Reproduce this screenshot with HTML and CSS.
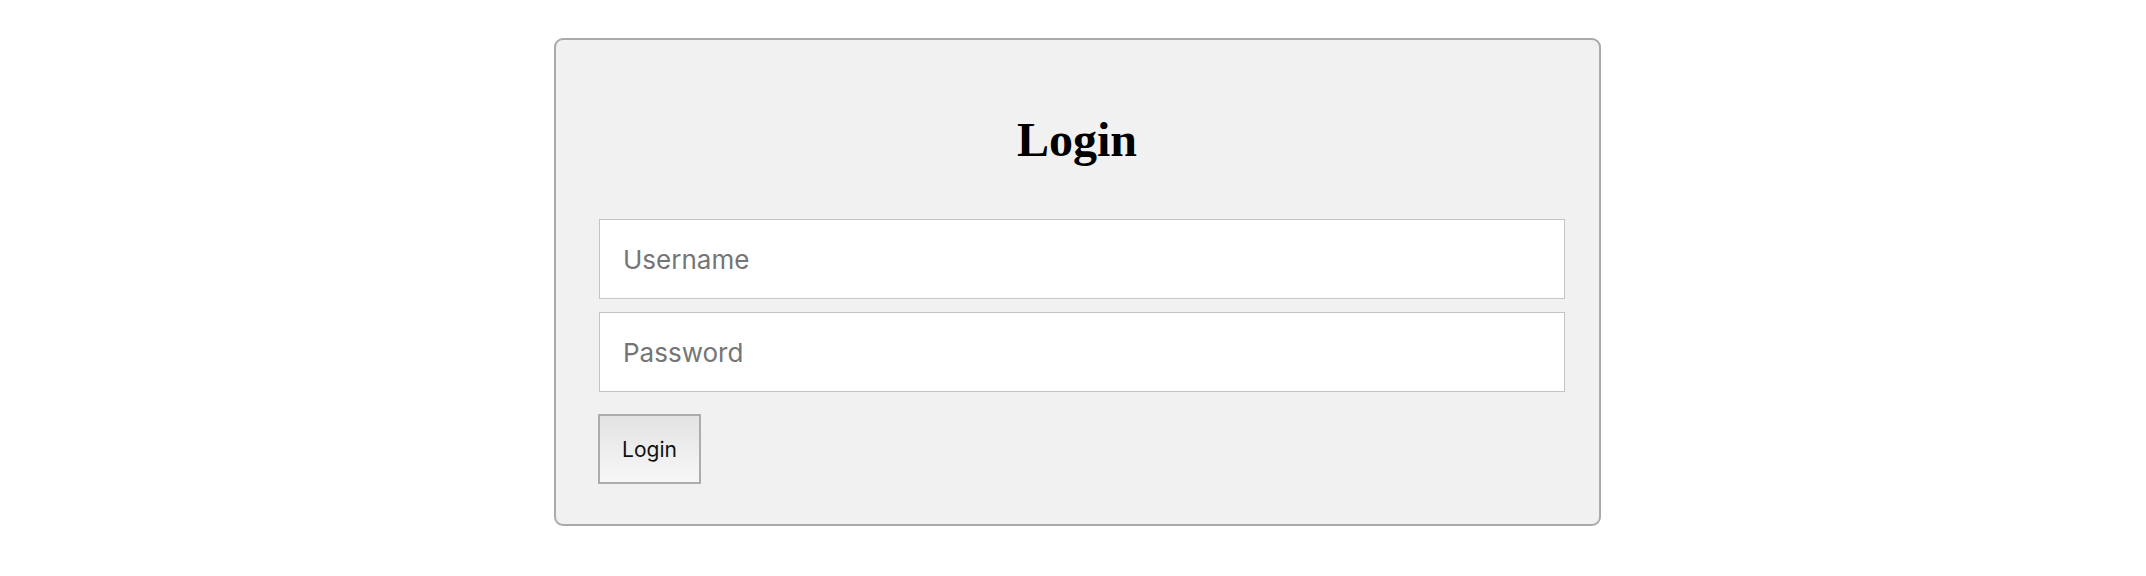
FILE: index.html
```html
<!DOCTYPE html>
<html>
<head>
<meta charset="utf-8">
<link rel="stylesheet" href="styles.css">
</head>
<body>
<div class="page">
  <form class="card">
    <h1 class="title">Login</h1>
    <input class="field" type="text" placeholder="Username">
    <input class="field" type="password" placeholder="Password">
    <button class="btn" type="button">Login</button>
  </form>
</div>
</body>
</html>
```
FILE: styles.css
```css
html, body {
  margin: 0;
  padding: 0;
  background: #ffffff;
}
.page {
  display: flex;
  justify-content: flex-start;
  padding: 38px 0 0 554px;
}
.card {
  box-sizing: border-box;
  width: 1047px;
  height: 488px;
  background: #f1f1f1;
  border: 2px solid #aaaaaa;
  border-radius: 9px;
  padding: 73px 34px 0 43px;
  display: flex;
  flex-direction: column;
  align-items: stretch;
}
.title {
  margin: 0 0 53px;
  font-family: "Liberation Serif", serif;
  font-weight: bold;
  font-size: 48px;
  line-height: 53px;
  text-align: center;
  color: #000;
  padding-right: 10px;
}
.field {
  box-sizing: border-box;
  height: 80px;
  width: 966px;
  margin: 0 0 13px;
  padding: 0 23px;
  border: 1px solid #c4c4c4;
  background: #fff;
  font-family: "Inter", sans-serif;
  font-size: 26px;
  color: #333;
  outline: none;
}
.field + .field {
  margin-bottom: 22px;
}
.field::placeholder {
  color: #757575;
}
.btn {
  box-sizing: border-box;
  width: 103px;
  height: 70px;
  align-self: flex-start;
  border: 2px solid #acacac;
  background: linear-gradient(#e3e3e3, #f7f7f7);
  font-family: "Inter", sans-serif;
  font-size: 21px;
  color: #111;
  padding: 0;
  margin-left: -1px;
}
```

- - - -

- Written problem -
Transcribe the full listing above exactly, with the images removed.

- Complete answer -
Reproduce this screenshot with HTML and CSS.
FILE: index.html
```html
<!DOCTYPE html>
<html>
<head>
<meta charset="utf-8">
<link rel="stylesheet" href="styles.css">
</head>
<body>
<div class="page">
  <form class="card">
    <h1 class="title">Login</h1>
    <input class="field" type="text" placeholder="Username">
    <input class="field" type="password" placeholder="Password">
    <button class="btn" type="button">Login</button>
  </form>
</div>
</body>
</html>
```
FILE: styles.css
```css
html, body {
  margin: 0;
  padding: 0;
  background: #ffffff;
}
.page {
  display: flex;
  justify-content: flex-start;
  padding: 38px 0 0 554px;
}
.card {
  box-sizing: border-box;
  width: 1047px;
  height: 488px;
  background: #f1f1f1;
  border: 2px solid #aaaaaa;
  border-radius: 9px;
  padding: 73px 34px 0 43px;
  display: flex;
  flex-direction: column;
  align-items: stretch;
}
.title {
  margin: 0 0 53px;
  font-family: "Liberation Serif", serif;
  font-weight: bold;
  font-size: 48px;
  line-height: 53px;
  text-align: center;
  color: #000;
  padding-right: 10px;
}
.field {
  box-sizing: border-box;
  height: 80px;
  width: 966px;
  margin: 0 0 13px;
  padding: 0 23px;
  border: 1px solid #c4c4c4;
  background: #fff;
  font-family: "Inter", sans-serif;
  font-size: 26px;
  color: #333;
  outline: none;
}
.field + .field {
  margin-bottom: 22px;
}
.field::placeholder {
  color: #757575;
}
.btn {
  box-sizing: border-box;
  width: 103px;
  height: 70px;
  align-self: flex-start;
  border: 2px solid #acacac;
  background: linear-gradient(#e3e3e3, #f7f7f7);
  font-family: "Inter", sans-serif;
  font-size: 21px;
  color: #111;
  padding: 0;
  margin-left: -1px;
}
```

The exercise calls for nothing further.